The daily limit for snipe is set at eight, while the possession limit is 24.

Greater prairie-chickens are found in grasslands, like the mid- and tall-grass prairies of the Flint and Smoky Hills. Their range extends from the central portion of the state up towards the north-central sections and northwest corner. 

There is a limit of two chickens per hunter.

Scaled quail is the second quail species found in Kansas. They are found in the extreme southwest corner of the state with the highest concentration located within the 108,000 acres of the Cimarron National Grasslands. Scaled quail numbers are very dependent on the amount of rainfall, and populations go up and down with the advent of water or lack thereof. Hunters should work the arid prairie, concentrating bird dogs in the shortgrass and sagebrush flats of the grasslands and structures such as farm implemented trash piles. 

Hunters can shoot a limit of eight, either as a single species or combined with bobwhites.

Woodcock, like snipe, are short-legged, large-bodied, and long-beaked birds. Woodcock are less abundant than snipe in Kansas. Woodcock occur in more wooded or shrubby habitats than snipe and are concentrated along riparian areas. This specific habitat preference substantially reduces their distribution in the far eastern side of Kansas. 

A good place to start for interested hunters is the Marais des Cygnes WMA and National Wildlife Refuge.

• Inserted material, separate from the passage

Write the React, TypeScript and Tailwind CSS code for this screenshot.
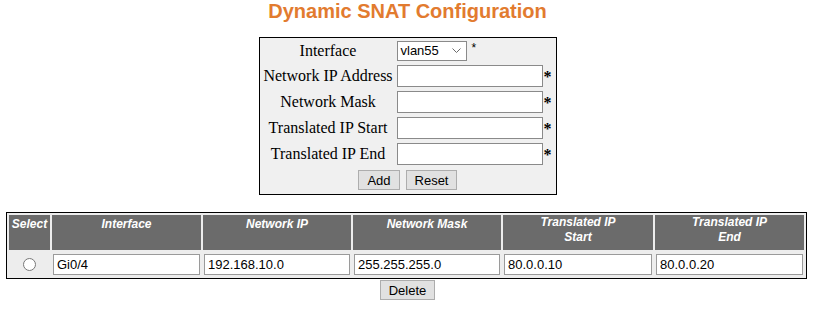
import React from 'react';

const rows = [
  { label: 'Network IP Address' },
  { label: 'Network Mask' },
  { label: 'Translated IP Start' },
  { label: 'Translated IP End' },
];

const entries = [
  { iface: 'Gi0/4', net: '192.168.10.0', mask: '255.255.255.0', start: '80.0.0.10', end: '80.0.0.20' },
];

function Btn({ label, w }: { label: string; w: string }) {
  return (
    <button
      type="button"
      className={`${w} h-[20px] border border-[#adadad] bg-[#e1e1e1] text-[13px] leading-none text-black font-['Liberation_Sans',Tahoma,sans-serif]`}
    >
      {label}
    </button>
  );
}

function Cell({ value }: { value: string }) {
  return (
    <td className="p-[1px]">
      <input
        readOnly
        value={value}
        className="block h-[21px] w-full border border-[#9a9a9a] bg-white px-[3px] text-[13px] text-black outline-none font-['Liberation_Sans',Tahoma,sans-serif]"
      />
    </td>
  );
}

export default function App() {
  return (
    <div className="w-[815px] h-[312px] bg-white overflow-hidden">
      {/* Title */}
      <h1 className="text-center text-[20px] leading-[23px] font-bold text-[#e27b2f] font-['Liberation_Sans',Arial,sans-serif]">
        Dynamic SNAT Configuration
      </h1>

      {/* Add form */}
      <div className="mx-auto mt-[14px] w-[298px] border border-black bg-[#f0f0f0] pt-[3px] pb-[4px] font-['Liberation_Serif','Times_New_Roman',serif] text-[16px] text-black">
        <div className="flex h-[20px] items-center">
          <span className="w-[137px] text-center">Interface</span>
          <div className="relative w-[70px] h-[20px] border border-[#8a8a8a] bg-white">
            <span className="absolute left-[3px] top-0 text-[13px] leading-[18px] font-['Liberation_Sans',Tahoma,sans-serif]">vlan55</span>
            <svg className="absolute right-[5px] top-[6px]" width="9" height="6" viewBox="0 0 9 6" fill="none">
              <polyline points="0.5,0.5 4.5,4.5 8.5,0.5" stroke="#6b6b6b" strokeWidth="1" />
            </svg>
          </div>
          <span className="ml-[5px] self-start text-[12px] leading-[14px] font-['Liberation_Sans',Tahoma,sans-serif]">*</span>
        </div>

        {rows.map((r) => (
          <div key={r.label} className="mt-[4px] flex h-[22px] items-center">
            <span className="w-[137px] text-center whitespace-nowrap">{r.label}</span>
            <input className="h-[22px] w-[146px] border border-[#8a8a8a] bg-white outline-none" />
            <span className="ml-[1px] self-start font-bold leading-normal">*</span>
          </div>
        ))}

        <div className="mt-[5px] flex justify-center gap-[6px]">
          <Btn label="Add" w="w-[42px]" />
          <Btn label="Reset" w="w-[51px]" />
        </div>
      </div>

      {/* Entry list */}
      <table className="ml-[6px] mt-[17px] w-[801px] table-fixed border-separate border-spacing-[2px] border border-black bg-[#ededed] font-['Liberation_Sans',Tahoma,sans-serif]">
        <colgroup>
          <col className="w-[41px]" />
          <col className="w-[149px]" />
          <col className="w-[148px]" />
          <col className="w-[148px]" />
          <col className="w-[150px]" />
          <col className="w-[149px]" />
        </colgroup>
        <thead>
          <tr className="h-[35px] bg-[#6b6b6b] text-[12px] font-bold italic text-white">
            <th className="p-0 pt-[2px] align-top leading-[15px]">Select</th>
            <th className="p-0 pt-[2px] align-top leading-[15px]">Interface</th>
            <th className="p-0 pt-[2px] align-top leading-[15px]">Network IP</th>
            <th className="p-0 pt-[2px] align-top leading-[15px]">Network Mask</th>
            <th className="p-0 align-top leading-[15px]">
              Translated IP
              <br />
              Start
            </th>
            <th className="p-0 align-top leading-[15px]">
              Translated IP
              <br />
              End
            </th>
          </tr>
        </thead>
        <tbody>
          {entries.map((e) => (
            <tr key={e.iface} className="h-[24px]">
              <td className="p-0 text-center align-middle">
                <input type="radio" name="sel" className="m-0 h-[13px] w-[13px] align-middle" />
              </td>
              <Cell value={e.iface} />
              <Cell value={e.net} />
              <Cell value={e.mask} />
              <Cell value={e.start} />
              <Cell value={e.end} />
            </tr>
          ))}
        </tbody>
      </table>

      <div className="mt-[1px] flex justify-center">
        <Btn label="Delete" w="w-[55px]" />
      </div>
    </div>
  );
}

Few Kansas bird hunters make woodcock their primary target, but there is a daily limit of three birds and possession limit of nine.

Preparing Kansas’ upland birds for delicious meals

The best part of the ‘unofficial Kansas grand slam’ is that every bird provides a different flavor profile, and with that many opportunities for recipes.

Whether you want to experiment with pheasant in Asian or Mexican dishes, whip up a batch of jalapeño poppers, or play outside the traditional boundaries with fully plucked quail, be sure to honor the Jayhawk State’s birds by treating them right after the kill.